1月25日(木)、西条工場において建造した181,000載貨重量トン型ばら積み運搬船” CAPE PLEASURE”を引き渡しました。本船は株式会社神戸製鋼所が開発した低CO2高炉鋼材「Kobenable Steel」を世界で初めて採用した新造船となります。
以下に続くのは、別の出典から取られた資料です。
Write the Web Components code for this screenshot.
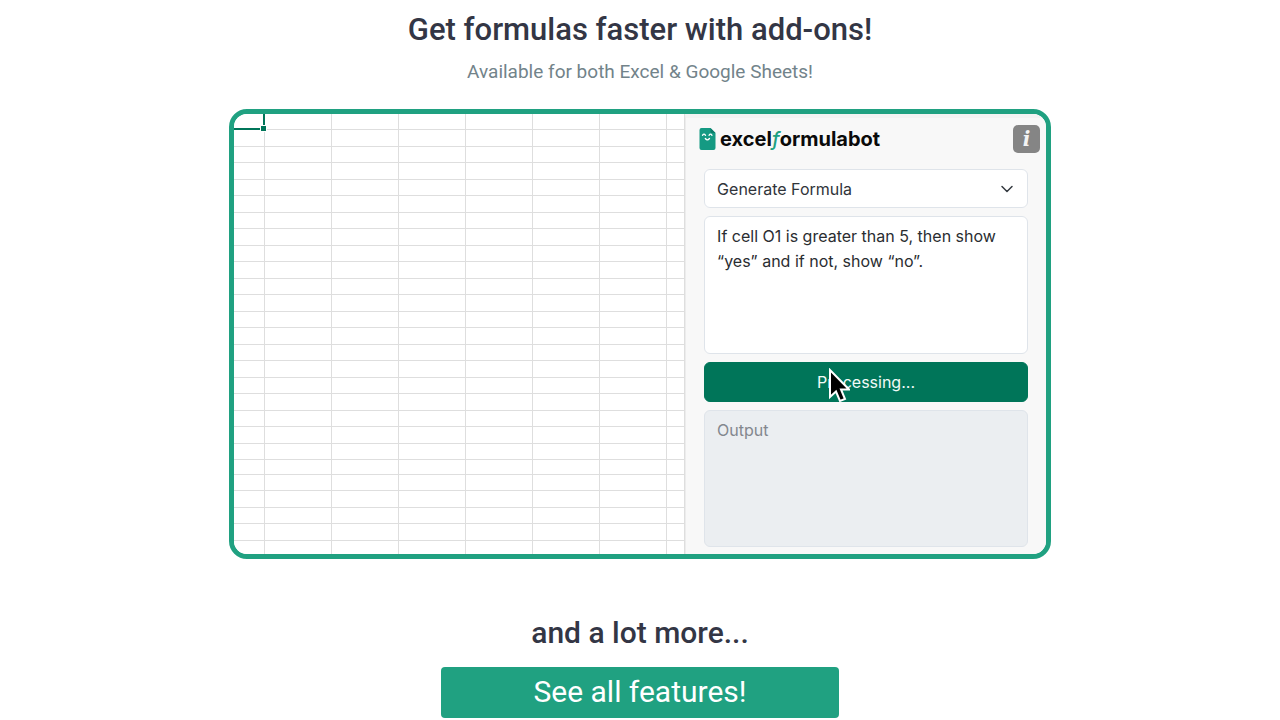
<!DOCTYPE html>
<html lang="en">
<head>
<meta charset="utf-8">
<meta name="viewport" content="width=device-width, initial-scale=1">
<title>Get formulas faster with add-ons!</title>
<style>
    :root {
        --green: #20a181;
        --green-dark: #007559;
        --ink: #333645;
        --muted: #72838a;
        --field-border: #dfe4ea;
    }

    body {
        margin: 0;
        background: #fff;
        color: var(--ink);
        font-family: Roboto, "Liberation Sans", sans-serif;
    }
</style>
</head>
<body>
<addons-page></addons-page>

<script>
/**
 * section-heading: centred title with an optional line below
 */
class SectionHeading extends HTMLElement {
    constructor() {
        super();
        this.attachShadow({ mode: 'open' });

        this.shadowRoot.innerHTML = `
            <style>
                :host {
                    display: block;
                    text-align: center;
                }

                h2 {
                    margin: 0;
                    font-size: var(--heading-size, 30px);
                    line-height: 36px;
                    font-weight: 500;
                }

                ::slotted(p) {
                    margin: 12px 0 0;
                    color: var(--muted);
                    font-size: 19px;
                    line-height: 24px;
                }
            </style>

            <h2><slot></slot></h2>
            <slot name="sub"></slot>
        `;
    }
}

/**
 * sheet-grid: empty spreadsheet with the first cell selected
 */
class SheetGrid extends HTMLElement {
    #rows = 27;
    #columns = 8;

    constructor() {
        super();
        this.attachShadow({ mode: 'open' });

        this.shadowRoot.innerHTML = `
            <style>
                :host {
                    display: block;
                    overflow: hidden;
                    background: #fff;
                }

                table {
                    width: 100%;
                    border-collapse: separate;
                    border-spacing: 0;
                    table-layout: fixed;
                }

                col { width: 67px; }
                col:first-child { width: 31px; }
                col:last-child { width: auto; }

                tr { height: 16px; }
                tr:nth-child(even) { height: 17px; }
                tr:nth-child(22) { height: 15px; }

                td {
                    box-sizing: border-box;
                    padding: 0;
                    border-right: 1px solid #dedede;
                    border-bottom: 1px solid #dedede;
                }

                td.selected {
                    position: relative;
                    border-right: 2px solid var(--green-dark);
                    border-bottom: 2px solid var(--green-dark);
                }

                .handle {
                    position: absolute;
                    right: -4px;
                    bottom: -4px;
                    width: 5px;
                    height: 5px;
                    background: var(--green-dark);
                    border: 1px solid #fff;
                }
            </style>

            <table aria-label="Sheet">
                <colgroup></colgroup>
                <tbody></tbody>
            </table>
        `;

        this.render();
    }

    render() {
        const colgroup = this.shadowRoot.querySelector('colgroup');
        const body = this.shadowRoot.querySelector('tbody');

        for (let i = 0; i < this.#columns; i++) {
            colgroup.appendChild(document.createElement('col'));
        }

        for (let r = 0; r < this.#rows; r++) {
            const row = document.createElement('tr');
            for (let c = 0; c < this.#columns; c++) {
                row.appendChild(document.createElement('td'));
            }
            body.appendChild(row);
        }

        const first = body.querySelector('td');
        first.className = 'selected';
        first.innerHTML = '<span class="handle"></span>';
    }
}

/**
 * bot-logo: sheet face and word mark
 */
class BotLogo extends HTMLElement {
    constructor() {
        super();
        this.attachShadow({ mode: 'open' });

        this.shadowRoot.innerHTML = `
            <style>
                :host {
                    display: flex;
                    align-items: center;
                    gap: 4px;
                    color: #0a0a0a;
                    font-family: Inter, "Liberation Sans", sans-serif;
                    font-size: 20px;
                    line-height: 24px;
                    font-weight: 700;
                }

                svg { flex: none; }

                i {
                    color: var(--green);
                    font-weight: 500;
                }
            </style>

            <svg width="17" height="24" viewBox="0 0 17 24" aria-hidden="true">
                <path d="M2.500 1h9l5 5v15a2 2 0 0 1-2 2h-12a2 2 0 0 1-2-2V3a2 2 0 0 1 2-2z" fill="#159a83"/>
                <path d="M11.500 1v3.500a1.500 1.500 0 0 0 1.500 1.500h3.500z" fill="#0b7d69"/>
                <path d="M3.500 8.300q1.500-2.200 3 0M10 8.300q1.500-2.200 3 0M6.300 11.500q2 2.600 4.200 0" fill="none" stroke="#fff" stroke-width="1.300" stroke-linecap="round"/>
            </svg>
            <span>excel<i>f</i>ormulabot</span>
        `;
    }
}

/**
 * formula-panel: the add-on's side pane
 */
class FormulaPanel extends HTMLElement {
    constructor() {
        super();
        this.attachShadow({ mode: 'open' });

        this.shadowRoot.innerHTML = `
            <style>
                :host {
                    display: block;
                    box-sizing: border-box;
                    background: #f8f8f8;
                    border-left: 1px solid #ececec;
                    border-top: 4px solid #f3f3f3;
                    font-family: Inter, "Liberation Sans", sans-serif;
                }

                header {
                    display: flex;
                    align-items: center;
                    justify-content: space-between;
                    padding: 7px 6px 0 13px;
                }

                .info {
                    display: grid;
                    place-items: center;
                    width: 27px;
                    height: 28px;
                    padding: 0;
                    border: 0;
                    border-radius: 5px;
                    background: #858585;
                    color: #f4f4f4;
                    font: italic bold 20px/24px "DejaVu Serif", "Liberation Serif", serif;
                }

                form {
                    display: grid;
                    gap: 8px;
                    padding: 16px 18px 7px;
                }

                .picker {
                    display: grid;
                    align-items: center;
                }

                .picker > * { grid-area: 1 / 1; }

                .picker svg {
                    justify-self: end;
                    margin-right: 14px;
                    pointer-events: none;
                }

                select,
                textarea,
                .submit {
                    display: block;
                    box-sizing: border-box;
                    width: 100%;
                    margin: 0;
                    border: 1px solid var(--field-border);
                    border-radius: 6px;
                    font-family: inherit;
                    font-size: 16px;
                }

                select {
                    height: 39px;
                    padding: 0 12px;
                    appearance: none;
                    background: #fff;
                    color: #30343a;
                }

                textarea {
                    height: 138px;
                    padding: 7px 12px;
                    resize: none;
                    background: #fff;
                    color: #2a2d31;
                    line-height: 25px;
                }

                textarea.output {
                    height: 137px;
                    background: #ebeef1;
                }

                textarea::placeholder { color: #83878e; }

                .submit {
                    position: relative;
                    height: 40px;
                    padding: 0;
                    border-color: var(--green-dark);
                    background: var(--green-dark);
                    color: #f2faf7;
                }

                .pointer {
                    position: absolute;
                    left: 123px;
                    top: 5px;
                }
            </style>

            <header>
                <bot-logo></bot-logo>
                <button class="info" type="button" aria-label="Information">i</button>
            </header>

            <form>
                <div class="picker">
                    <select aria-label="Task">
                        <option>Generate Formula</option>
                    </select>
                    <svg width="14" height="10" viewBox="0 0 14 10" aria-hidden="true">
                        <path d="M2 2.500l5 5 5-5" fill="none" stroke="#343a40" stroke-width="1.500" stroke-linecap="round" stroke-linejoin="round"/>
                    </svg>
                </div>
                <textarea aria-label="Prompt">If cell O1 is greater than 5, then show “yes” and if not, show “no”.</textarea>
                <button class="submit" type="button">
                    Processing...
                    <svg class="pointer" width="22" height="36" viewBox="0 0 22 36" aria-hidden="true">
                        <path d="M2 2v27l6-5.500 4 9.500 5-2-4-9.500h8z" fill="#000" stroke="#fff" stroke-width="2"/>
                    </svg>
                </button>
                <textarea class="output" aria-label="Output" placeholder="Output" readonly></textarea>
            </form>
        `;
    }
}

/**
 * demo-frame: rounded frame with the sheet beside the pane
 */
class DemoFrame extends HTMLElement {
    constructor() {
        super();
        this.attachShadow({ mode: 'open' });

        this.shadowRoot.innerHTML = `
            <style>
                :host {
                    display: grid;
                    grid-template-columns: minmax(0, 5fr) minmax(0, 4fr);
                    box-sizing: border-box;
                    width: 100%;
                    max-width: 822px;
                    overflow: hidden;
                    border: 5px solid var(--green);
                    border-radius: 18px;
                }

                /* the pane sets the height, the sheet is cut off at it */
                ::slotted(sheet-grid) {
                    height: 0;
                    min-height: 100%;
                }
            </style>

            <slot></slot>
        `;
    }
}

/**
 * addons-page
 */
class AddonsPage extends HTMLElement {
    constructor() {
        super();
        this.attachShadow({ mode: 'open' });

        this.shadowRoot.innerHTML = `
            <style>
                :host { display: block; }

                main {
                    display: flex;
                    flex-direction: column;
                    align-items: center;
                    padding: 12px 16px 3px;
                }

                .lead { --heading-size: 31px; }

                demo-frame { margin: 25px 0 56px; }

                .cta {
                    box-sizing: border-box;
                    width: 100%;
                    max-width: 398px;
                    margin-top: 16px;
                    padding: 7px 16px 8px;
                    border-radius: 4px;
                    background: var(--green);
                    color: #fff;
                    font-size: 30px;
                    line-height: 36px;
                    text-align: center;
                    text-decoration: none;
                }
            </style>

            <main>
                <section-heading class="lead">
                    Get formulas faster with add-ons!
                    <p slot="sub">Available for both Excel &amp; Google Sheets!</p>
                </section-heading>

                <demo-frame>
                    <sheet-grid></sheet-grid>
                    <formula-panel></formula-panel>
                </demo-frame>

                <section-heading>and a lot more...</section-heading>
                <a class="cta" href="#features">See all features!</a>
            </main>
        `;
    }
}

customElements.define('section-heading', SectionHeading);
customElements.define('sheet-grid', SheetGrid);
customElements.define('bot-logo', BotLogo);
customElements.define('formula-panel', FormulaPanel);
customElements.define('demo-frame', DemoFrame);
customElements.define('addons-page', AddonsPage);
</script>
</body>
</html>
今治造船は船舶の建造を通じてCO2排出量削減を推進し、持続可能な社会および脱炭素社会の早期実現に向け取り組んで参ります。

【特徴】
・船体構造
共通構造規則(CSR BC&OT)の適用を受ける9ホールド/9ハッチのダンケルク港入港最大船型となるケープサイズのばら積貨物船です。鉄鉱石や石炭といった固体ばら積貨物の積載に適した構造とするため、各貨物艙にはトップサイドタンクとホッパータンクを共に設けています。また、主要貨物となる鉄鉱石の積載・運搬にも対応するため、高比重貨物(3.0 t/m3)の隔倉積みが可能となるように設計しています。

・環境対応
船の建造段階におけるCO2排出を低減させることを狙いとし、株式会社神戸製鋼所が商品化した低CO2高炉鋼材「Kobenable Steel」の鋼材製造における CO 2 排出量をマスバランス方式により 100%削減した「Kobenable Premier」を船舶としては世界で初めて採用しました。
また、大気汚染防止のためのNOx3次規制に対応すべく、主機には排ガス再循環システム(EGR)、発電機関に選択触媒還元装置(SCR)を搭載しており、また、プロペラ近辺に装備した省エネ付加物や海水との摩擦を低減する船体外板塗料の適用等により、推進性能・環境性能の向上を図っています。さらに、環境保全対策としてバラスト水処理装置や、シップリサイクリング条約に基づくインベントリリストも搭載しています。

【本船概要】
主要寸法 :全長291.96m x 幅 45.00m x 深さ 24.70m
総トン数 :93,972
主機関 :6S70ME-C10.5
航海速力 :abt. 14.45 ノット
船級 :NK
船籍 :パナマ

※Kobenable Steel:
株式会社神戸製鋼が国内で初めて商品化した、高炉工程におけるCO2排出量を大幅に削減した高炉鋼材。KOBELCOグループの保有するミドレックス技術(天然ガスを使った還元鉄製鉄法)を用いて製造したHBI(熱間成形還元鉄)を加古川製鉄所の高炉に多量に装入することで、高炉からのCO2排出量を大幅に削減している。また、マスバランス方式(製品の製造工程において、ある特性(例:低CO2品)を持った原料とそうでない原料とが混在する場合に、その特性を持った原料の投入量に応じて、製品の一部に対してその特性を割り当てる手法)を用いており、従来同等の品質を維持できます。